PROVIDED MATERIAL:

▬▬▬▬▬▬

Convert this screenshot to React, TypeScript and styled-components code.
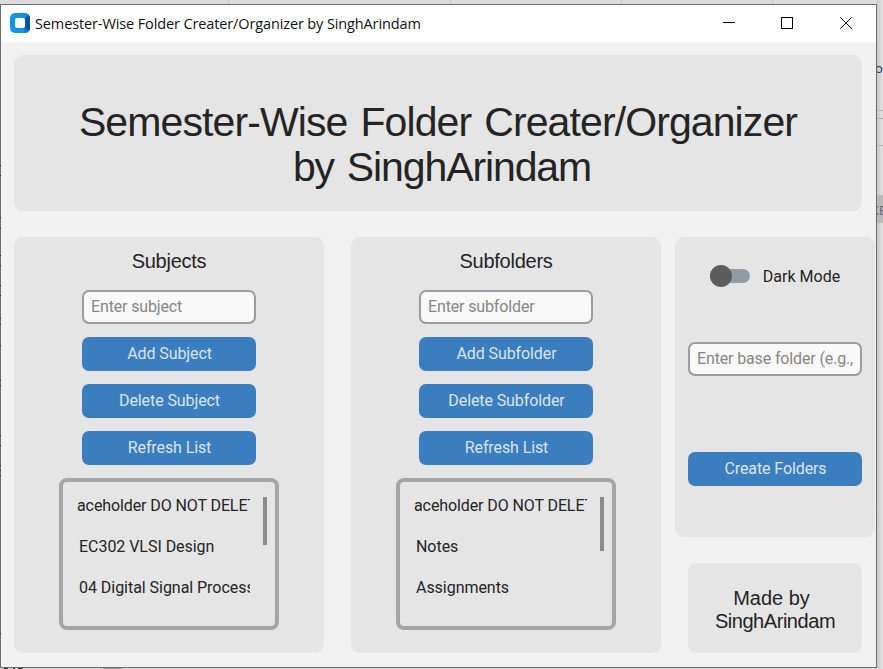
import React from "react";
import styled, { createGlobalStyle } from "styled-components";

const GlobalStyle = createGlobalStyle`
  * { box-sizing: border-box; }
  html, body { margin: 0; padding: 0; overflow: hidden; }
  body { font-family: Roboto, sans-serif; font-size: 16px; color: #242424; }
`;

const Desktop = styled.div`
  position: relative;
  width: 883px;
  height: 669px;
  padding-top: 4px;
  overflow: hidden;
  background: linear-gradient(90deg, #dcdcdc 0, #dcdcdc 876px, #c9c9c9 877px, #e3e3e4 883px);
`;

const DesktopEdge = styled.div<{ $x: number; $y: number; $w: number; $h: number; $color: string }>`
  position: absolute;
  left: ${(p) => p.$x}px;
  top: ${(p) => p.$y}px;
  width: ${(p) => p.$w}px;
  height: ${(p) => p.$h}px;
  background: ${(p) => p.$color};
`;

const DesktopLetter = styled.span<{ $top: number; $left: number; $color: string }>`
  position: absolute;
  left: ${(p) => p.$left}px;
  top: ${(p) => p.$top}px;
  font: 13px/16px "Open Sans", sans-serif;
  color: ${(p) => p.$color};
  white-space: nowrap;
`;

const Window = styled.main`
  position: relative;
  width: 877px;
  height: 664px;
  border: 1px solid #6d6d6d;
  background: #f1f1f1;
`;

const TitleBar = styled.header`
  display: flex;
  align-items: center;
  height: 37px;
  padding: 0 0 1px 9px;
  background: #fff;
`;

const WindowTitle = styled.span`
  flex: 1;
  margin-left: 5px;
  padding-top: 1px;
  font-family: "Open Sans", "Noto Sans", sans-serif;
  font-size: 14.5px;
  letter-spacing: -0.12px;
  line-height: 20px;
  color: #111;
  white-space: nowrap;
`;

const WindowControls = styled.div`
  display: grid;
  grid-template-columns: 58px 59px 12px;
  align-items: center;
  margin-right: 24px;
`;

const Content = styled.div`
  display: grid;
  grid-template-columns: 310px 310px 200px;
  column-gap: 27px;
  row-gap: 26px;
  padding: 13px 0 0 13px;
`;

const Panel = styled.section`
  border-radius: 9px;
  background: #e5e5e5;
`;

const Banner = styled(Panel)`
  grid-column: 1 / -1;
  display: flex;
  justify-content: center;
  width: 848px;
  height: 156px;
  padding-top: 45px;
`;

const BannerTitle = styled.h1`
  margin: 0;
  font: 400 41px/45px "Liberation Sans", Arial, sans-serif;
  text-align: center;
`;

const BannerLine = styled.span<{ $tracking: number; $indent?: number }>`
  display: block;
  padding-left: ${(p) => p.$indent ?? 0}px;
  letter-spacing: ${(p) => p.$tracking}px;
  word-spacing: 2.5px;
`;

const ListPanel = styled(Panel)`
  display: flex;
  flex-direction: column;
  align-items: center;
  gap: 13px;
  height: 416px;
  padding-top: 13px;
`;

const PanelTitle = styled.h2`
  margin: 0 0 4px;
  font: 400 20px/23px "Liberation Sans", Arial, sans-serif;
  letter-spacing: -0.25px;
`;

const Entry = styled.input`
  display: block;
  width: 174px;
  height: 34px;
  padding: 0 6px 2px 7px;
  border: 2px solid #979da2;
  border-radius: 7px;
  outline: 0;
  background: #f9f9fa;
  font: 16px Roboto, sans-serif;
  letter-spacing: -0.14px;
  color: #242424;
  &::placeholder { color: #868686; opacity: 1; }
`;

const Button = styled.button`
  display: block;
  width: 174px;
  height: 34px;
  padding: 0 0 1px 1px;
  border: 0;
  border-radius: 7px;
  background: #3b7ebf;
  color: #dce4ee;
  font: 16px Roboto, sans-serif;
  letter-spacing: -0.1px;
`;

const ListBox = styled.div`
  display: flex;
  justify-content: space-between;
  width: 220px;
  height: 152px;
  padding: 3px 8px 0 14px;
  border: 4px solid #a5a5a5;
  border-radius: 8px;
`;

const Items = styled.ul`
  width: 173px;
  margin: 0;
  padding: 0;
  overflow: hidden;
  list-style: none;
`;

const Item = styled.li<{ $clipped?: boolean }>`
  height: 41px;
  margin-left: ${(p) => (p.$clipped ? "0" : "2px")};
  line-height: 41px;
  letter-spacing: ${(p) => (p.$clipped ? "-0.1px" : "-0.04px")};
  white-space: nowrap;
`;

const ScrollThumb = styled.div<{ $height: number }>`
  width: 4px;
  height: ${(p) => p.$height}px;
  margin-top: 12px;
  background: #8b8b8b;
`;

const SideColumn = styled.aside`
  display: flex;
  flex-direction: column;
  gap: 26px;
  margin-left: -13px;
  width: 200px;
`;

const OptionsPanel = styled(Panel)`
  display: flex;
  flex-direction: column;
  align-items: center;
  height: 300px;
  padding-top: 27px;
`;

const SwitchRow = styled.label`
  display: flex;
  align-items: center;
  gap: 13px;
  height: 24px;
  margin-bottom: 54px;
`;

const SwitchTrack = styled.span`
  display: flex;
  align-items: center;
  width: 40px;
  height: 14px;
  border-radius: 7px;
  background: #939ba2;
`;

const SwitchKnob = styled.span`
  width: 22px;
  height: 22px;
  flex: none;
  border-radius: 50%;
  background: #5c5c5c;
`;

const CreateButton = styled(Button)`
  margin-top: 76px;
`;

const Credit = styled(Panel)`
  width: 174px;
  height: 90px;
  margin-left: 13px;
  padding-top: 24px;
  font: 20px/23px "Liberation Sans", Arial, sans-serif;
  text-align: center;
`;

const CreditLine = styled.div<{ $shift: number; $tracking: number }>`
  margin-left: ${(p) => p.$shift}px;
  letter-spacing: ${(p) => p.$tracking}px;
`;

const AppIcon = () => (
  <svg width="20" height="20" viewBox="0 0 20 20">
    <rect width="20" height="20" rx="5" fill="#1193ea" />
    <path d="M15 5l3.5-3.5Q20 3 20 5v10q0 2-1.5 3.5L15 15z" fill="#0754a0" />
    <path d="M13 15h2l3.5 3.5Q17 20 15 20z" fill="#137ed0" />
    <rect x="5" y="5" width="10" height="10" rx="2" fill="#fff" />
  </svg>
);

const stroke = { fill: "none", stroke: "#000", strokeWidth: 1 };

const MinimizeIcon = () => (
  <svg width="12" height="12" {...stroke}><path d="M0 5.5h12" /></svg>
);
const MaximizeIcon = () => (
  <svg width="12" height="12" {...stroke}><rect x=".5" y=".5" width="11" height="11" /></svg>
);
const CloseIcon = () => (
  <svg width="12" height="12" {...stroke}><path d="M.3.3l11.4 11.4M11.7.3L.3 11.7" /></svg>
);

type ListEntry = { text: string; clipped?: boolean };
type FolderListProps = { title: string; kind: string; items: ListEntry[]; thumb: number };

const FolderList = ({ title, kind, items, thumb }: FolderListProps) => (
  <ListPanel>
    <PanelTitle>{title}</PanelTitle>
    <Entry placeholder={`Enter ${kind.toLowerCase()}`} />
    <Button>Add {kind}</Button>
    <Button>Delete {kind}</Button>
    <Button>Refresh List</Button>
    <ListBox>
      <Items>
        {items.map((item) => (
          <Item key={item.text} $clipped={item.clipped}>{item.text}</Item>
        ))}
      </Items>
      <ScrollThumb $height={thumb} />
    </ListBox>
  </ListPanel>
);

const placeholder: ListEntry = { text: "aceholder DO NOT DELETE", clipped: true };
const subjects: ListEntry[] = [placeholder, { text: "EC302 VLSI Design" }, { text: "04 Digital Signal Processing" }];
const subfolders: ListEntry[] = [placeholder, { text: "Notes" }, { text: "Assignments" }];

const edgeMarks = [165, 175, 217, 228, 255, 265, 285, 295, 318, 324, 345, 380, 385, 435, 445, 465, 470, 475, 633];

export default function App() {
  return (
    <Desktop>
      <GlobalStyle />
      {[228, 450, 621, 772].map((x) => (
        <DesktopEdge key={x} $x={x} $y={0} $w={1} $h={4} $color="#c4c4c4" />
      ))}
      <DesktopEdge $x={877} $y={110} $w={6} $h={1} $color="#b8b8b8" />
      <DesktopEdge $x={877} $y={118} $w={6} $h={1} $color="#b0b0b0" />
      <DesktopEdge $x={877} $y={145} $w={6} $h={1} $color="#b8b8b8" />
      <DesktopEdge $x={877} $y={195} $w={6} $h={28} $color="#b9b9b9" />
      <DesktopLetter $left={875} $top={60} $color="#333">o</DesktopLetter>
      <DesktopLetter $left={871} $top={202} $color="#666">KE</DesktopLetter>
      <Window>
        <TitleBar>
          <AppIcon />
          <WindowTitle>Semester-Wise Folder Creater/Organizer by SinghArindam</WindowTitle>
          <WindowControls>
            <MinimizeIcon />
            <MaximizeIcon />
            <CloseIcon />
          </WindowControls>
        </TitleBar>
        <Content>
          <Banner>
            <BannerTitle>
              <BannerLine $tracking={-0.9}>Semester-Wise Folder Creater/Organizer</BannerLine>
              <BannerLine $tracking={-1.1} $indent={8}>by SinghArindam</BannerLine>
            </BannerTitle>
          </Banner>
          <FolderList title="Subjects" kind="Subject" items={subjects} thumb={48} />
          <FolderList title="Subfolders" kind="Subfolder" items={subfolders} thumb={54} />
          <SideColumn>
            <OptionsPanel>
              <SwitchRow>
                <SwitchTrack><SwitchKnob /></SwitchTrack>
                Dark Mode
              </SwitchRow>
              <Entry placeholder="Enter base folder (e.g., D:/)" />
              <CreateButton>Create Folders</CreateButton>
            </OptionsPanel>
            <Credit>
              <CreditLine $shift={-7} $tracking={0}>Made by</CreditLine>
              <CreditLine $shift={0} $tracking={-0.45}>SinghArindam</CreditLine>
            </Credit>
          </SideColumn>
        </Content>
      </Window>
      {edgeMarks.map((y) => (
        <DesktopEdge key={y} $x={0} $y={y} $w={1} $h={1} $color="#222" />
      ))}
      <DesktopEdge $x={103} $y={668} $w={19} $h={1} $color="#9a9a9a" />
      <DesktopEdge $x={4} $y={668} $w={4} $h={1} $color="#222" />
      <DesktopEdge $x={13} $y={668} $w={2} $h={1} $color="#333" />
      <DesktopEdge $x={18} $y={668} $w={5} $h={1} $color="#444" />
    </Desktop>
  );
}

▬▬▬▬▬▬

From the listing, copy every line where the string "React" appears.

Convert this screenshot to React, TypeScript and styled-components code.
import React from "react";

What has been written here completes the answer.